Le principali virtù di uno scrittore? E le debolezze ricorrenti dalle quali difendersi?
«Ogni autore vive la scrittura a modo suo, a seconda della propria personalità e dal modo di vivere la propria vita. Per quanto mi riguarda, è fondamentale il contatto con le persone: l’ispirazione mi arriva sempre guardandomi intorno, conoscendo e approfondendo le vite di chi mi circonda o di chi ho il piacere di conoscere anche solo facendo due chiacchiere al bar. Ci vuole sicuramente passione, determinazione, costanza e molta pazienza. Ma ripeto, questo è come vivo io la scrittura, è il mio punto di vista ed è un parere del tutto soggettivo. Per me scrivere è affrontare le debolezze. Bisogna imparare a difendersi dalle critiche; certo, è normale scrivere pensando a quello che la gente penserà di te, ma è fondamentale dare il giusto peso. Io ascolto tutti i feedback che mi vengono dati, cercando di fare tesoro anche delle critiche, ma solo se costruttive».
Chiudiamo col basket: qual è il tuo pensiero sulla GIBA e quanto è importante – nei momenti difficilissimi come questo dovuto alla pandemia da Covid-19 – avere una rappresentanza unita e forte?

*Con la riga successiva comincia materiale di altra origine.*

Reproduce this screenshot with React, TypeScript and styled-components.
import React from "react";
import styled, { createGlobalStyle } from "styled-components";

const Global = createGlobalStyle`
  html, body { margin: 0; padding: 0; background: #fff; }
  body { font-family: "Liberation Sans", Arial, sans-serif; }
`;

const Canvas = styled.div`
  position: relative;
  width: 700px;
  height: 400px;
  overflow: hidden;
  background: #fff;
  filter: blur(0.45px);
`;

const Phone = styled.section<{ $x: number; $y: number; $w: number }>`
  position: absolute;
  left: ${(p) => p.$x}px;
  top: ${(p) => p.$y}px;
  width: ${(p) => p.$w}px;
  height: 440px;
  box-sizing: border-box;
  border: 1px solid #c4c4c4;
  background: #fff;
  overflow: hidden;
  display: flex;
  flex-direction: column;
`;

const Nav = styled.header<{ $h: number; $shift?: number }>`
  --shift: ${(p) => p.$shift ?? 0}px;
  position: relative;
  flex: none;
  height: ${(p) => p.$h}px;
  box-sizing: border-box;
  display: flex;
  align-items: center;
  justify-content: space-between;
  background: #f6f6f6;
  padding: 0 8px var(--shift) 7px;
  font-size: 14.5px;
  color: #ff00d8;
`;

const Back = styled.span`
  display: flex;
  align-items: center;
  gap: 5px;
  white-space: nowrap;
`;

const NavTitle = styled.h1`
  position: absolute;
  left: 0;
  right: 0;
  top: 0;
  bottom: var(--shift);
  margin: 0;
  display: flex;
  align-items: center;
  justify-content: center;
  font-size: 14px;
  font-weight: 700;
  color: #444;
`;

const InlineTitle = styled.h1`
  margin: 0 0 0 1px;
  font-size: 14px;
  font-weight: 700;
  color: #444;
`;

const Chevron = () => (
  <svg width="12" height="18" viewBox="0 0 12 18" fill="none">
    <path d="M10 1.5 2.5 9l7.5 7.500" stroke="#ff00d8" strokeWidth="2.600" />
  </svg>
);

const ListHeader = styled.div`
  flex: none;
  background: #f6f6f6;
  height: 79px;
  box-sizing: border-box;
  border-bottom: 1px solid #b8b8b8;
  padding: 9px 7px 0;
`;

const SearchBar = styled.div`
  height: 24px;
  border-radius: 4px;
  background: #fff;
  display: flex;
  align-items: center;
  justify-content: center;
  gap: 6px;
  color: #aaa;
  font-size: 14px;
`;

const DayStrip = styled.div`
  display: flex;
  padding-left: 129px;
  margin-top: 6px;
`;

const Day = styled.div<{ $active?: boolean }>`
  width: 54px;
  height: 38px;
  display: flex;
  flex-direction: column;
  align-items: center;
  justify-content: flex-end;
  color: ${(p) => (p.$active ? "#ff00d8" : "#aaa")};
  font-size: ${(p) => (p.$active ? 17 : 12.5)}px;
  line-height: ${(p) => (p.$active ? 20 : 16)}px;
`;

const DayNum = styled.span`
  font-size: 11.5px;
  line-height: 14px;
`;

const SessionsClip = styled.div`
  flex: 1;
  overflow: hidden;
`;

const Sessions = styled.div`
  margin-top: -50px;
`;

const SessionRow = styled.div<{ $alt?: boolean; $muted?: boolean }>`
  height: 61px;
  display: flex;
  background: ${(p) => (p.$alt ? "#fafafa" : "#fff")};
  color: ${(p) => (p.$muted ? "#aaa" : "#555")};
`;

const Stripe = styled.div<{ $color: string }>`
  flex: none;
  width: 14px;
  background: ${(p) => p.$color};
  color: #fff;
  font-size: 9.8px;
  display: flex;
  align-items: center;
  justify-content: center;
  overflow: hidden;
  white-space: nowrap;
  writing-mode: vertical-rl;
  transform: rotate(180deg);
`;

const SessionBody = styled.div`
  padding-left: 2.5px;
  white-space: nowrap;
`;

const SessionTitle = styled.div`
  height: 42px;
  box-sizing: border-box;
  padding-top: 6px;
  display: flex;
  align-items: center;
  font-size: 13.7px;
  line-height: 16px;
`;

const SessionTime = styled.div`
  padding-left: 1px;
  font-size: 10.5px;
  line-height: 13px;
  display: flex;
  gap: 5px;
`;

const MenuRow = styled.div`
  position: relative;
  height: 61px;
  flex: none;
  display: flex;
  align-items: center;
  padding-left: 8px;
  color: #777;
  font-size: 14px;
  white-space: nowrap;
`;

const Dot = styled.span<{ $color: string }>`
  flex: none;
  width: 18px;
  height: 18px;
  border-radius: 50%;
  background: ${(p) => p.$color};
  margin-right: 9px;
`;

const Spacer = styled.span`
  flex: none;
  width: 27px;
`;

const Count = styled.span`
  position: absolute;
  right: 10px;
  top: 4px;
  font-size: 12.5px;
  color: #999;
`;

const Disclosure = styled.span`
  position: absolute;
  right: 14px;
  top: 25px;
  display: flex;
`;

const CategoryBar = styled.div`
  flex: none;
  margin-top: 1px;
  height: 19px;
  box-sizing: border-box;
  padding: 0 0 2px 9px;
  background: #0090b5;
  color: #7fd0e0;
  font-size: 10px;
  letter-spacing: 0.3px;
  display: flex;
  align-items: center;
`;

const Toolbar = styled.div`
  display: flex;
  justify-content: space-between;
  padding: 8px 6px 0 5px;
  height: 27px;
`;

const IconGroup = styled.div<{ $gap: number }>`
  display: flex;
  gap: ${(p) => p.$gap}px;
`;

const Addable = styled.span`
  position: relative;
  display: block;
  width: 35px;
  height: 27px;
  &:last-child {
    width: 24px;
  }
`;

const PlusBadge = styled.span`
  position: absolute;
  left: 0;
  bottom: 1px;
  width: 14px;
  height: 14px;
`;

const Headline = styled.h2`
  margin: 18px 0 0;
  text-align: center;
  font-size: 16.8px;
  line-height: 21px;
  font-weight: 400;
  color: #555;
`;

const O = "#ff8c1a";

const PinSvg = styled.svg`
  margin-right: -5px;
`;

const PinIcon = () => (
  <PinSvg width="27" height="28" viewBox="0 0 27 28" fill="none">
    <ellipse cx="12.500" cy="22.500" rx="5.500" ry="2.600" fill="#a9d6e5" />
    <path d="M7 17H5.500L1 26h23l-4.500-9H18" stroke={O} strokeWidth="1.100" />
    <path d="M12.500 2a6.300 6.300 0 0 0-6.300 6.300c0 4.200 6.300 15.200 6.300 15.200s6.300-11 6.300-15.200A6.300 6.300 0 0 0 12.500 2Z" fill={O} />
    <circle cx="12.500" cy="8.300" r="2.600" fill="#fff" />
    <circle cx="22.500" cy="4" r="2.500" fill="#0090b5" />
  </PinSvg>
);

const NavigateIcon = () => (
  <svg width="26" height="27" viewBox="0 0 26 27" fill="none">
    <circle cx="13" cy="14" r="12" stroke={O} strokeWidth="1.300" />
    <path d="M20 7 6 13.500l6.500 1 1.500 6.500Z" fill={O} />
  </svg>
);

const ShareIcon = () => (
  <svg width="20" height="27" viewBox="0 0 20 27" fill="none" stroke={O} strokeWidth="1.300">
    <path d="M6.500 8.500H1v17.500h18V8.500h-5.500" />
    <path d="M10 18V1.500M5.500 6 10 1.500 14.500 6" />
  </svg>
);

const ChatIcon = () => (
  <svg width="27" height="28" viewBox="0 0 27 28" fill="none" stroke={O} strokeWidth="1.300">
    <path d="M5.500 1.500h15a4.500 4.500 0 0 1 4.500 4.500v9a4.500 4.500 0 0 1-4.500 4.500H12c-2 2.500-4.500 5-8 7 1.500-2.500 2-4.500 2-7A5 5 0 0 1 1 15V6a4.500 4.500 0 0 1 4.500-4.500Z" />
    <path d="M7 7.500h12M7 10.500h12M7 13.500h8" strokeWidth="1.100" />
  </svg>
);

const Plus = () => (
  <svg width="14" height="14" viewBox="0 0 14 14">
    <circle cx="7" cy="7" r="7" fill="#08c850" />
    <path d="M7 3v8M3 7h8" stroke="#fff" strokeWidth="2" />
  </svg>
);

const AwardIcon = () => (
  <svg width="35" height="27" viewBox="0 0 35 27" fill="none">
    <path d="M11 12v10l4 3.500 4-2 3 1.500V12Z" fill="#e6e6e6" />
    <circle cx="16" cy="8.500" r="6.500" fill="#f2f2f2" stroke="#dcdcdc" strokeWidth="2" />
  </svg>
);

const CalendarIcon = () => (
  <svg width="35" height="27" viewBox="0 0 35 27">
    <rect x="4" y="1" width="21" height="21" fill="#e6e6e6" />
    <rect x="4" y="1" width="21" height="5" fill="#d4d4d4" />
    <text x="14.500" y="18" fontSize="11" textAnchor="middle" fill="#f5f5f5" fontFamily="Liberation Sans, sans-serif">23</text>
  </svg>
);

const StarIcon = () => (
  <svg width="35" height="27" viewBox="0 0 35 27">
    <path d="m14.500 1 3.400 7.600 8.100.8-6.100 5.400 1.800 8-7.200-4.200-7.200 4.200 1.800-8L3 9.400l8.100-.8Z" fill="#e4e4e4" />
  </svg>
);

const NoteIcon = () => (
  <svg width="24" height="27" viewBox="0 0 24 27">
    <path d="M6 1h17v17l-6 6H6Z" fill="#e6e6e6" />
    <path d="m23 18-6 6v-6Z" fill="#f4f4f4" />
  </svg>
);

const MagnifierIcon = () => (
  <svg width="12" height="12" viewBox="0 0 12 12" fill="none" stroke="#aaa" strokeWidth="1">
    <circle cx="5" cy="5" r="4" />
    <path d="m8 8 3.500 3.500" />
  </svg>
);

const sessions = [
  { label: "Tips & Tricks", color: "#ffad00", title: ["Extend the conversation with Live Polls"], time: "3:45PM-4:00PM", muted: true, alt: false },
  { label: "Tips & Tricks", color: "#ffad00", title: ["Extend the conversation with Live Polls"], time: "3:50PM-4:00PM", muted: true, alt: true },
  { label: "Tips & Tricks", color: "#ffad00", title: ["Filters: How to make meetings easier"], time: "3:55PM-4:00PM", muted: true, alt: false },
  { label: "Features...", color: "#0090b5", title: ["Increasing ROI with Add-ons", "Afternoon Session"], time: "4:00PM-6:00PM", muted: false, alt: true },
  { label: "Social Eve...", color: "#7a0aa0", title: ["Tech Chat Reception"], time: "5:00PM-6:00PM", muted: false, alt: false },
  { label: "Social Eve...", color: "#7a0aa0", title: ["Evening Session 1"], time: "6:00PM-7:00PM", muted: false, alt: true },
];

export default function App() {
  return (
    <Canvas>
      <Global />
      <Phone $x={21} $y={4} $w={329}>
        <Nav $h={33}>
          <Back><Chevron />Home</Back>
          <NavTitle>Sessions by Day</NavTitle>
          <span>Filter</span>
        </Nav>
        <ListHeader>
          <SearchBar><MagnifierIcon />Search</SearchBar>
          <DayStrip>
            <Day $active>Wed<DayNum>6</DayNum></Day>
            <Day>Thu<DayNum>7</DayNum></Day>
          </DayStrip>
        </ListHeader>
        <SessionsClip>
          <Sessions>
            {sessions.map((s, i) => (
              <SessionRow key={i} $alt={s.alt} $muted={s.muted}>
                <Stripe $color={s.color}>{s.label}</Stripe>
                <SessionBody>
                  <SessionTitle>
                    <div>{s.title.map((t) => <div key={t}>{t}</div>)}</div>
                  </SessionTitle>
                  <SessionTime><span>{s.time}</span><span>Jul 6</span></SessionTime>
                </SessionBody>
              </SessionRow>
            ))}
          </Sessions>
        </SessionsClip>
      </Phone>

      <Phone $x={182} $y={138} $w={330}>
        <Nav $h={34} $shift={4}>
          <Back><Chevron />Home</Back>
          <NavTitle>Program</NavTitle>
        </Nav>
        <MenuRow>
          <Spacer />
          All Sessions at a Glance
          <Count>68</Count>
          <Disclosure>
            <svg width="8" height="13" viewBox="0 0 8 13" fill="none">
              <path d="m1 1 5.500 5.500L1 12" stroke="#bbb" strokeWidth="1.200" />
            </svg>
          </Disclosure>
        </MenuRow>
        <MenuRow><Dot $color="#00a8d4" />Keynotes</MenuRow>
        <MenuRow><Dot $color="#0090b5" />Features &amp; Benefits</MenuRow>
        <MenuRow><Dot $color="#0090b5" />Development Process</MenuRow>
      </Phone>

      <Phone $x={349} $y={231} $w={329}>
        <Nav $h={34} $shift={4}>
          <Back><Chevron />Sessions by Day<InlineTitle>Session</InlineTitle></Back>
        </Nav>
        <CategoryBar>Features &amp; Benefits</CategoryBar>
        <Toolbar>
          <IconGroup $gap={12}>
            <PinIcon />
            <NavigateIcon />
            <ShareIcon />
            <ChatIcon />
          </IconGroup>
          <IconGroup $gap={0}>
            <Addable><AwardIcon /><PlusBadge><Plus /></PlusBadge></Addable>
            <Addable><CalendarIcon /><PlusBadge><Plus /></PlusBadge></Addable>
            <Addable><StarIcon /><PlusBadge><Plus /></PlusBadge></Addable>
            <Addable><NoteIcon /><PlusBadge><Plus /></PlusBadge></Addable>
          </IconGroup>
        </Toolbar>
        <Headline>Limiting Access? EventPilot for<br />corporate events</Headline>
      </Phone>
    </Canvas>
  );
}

«Credo che la GIBA, in quanto associazione che tutela i diritti dei giocatrici e giocatori, sia di fondamentale importanza. Grazie alla GIBA sono innumerevoli le iniziative su molteplici fronti che aiutano uomini e donne che hanno sempre praticato sport a livello professionistico e dilettantistico. Inoltre, da giocatrice che vive e gioca in un mondo in cui sono ancora troppe le differenze tra uomini e donne, è rassicurante appoggiarsi a chi sta facendo di tutto per darci il giusto rispetto che meritiamo».